Project developers usually face a funding deficit, as the income from carbon credits is typically received only upon delivery (sale) of carbon credits. This can be 2 to 10 years after the project start date.
Increased predictability and transparency of carbon offset purchase commitments through smart contracts provide more precise investment signals for emission reduction projects.
Why do project developers need this capital? Because they originate the carbon offsetting projects around the world using their expertise and partnerships with local communities, NGOs and other stakeholders, and bear the financial risk.
The World Bank quipped that blockchain is the internet in the 1990s - weird and scary. However, the leading multilateral development bank is piloting an open-source blockchain - Climate Warehouse - that would act as a ledger for the global carbon markets under Article 6 of the Paris Agreement.
WB’s Climate Warehouse project sees the ledger as a public good, and this endorsement is a testament to the promise of blockchain in raising climate ambition.
A common criticism of blockchain technology relates to its large energy usage, which stems from the fact that older blockchains use the computationally inefficient and carbon-intensive ‘proof-of-work’ consensus mechanism.
However a newer generation of blockchains like Polygon, built using an Ethereum smart contract, are far less computationally demanding, and so much less energy-intensive.

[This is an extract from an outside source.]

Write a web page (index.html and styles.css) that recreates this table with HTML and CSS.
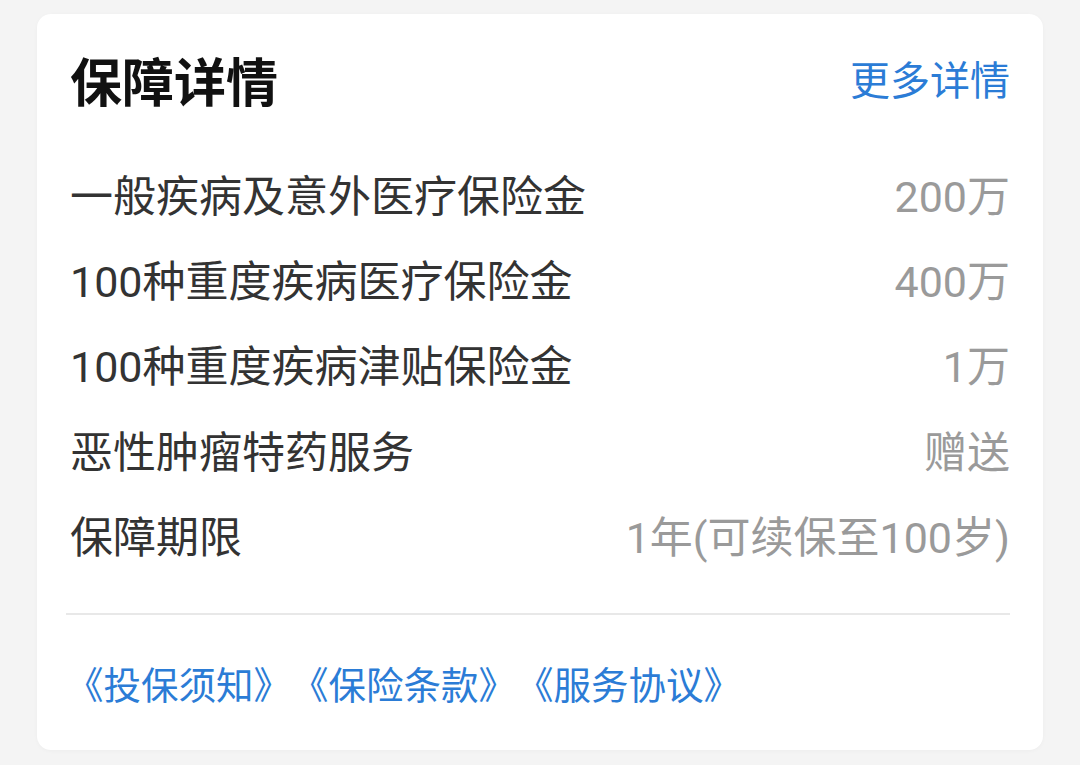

By using a ‘proof-of-stake’ consensus mechanism, instead of the original “Proof of Work” approach to authenticating newly mined blockchain tokens, these chains have reduced the ratio of carbon avoided per carbon emitted to 100 million to one.
By providing a new digital infrastructure for carbon offsets the VCM can be simplified, disintermediated, and modernized.
Beyond all the jargon and technicalities, digitization of carbon offsets can be a rapidly scaling and empowering force for people, that helps us tackle the planet’s greatest challenge.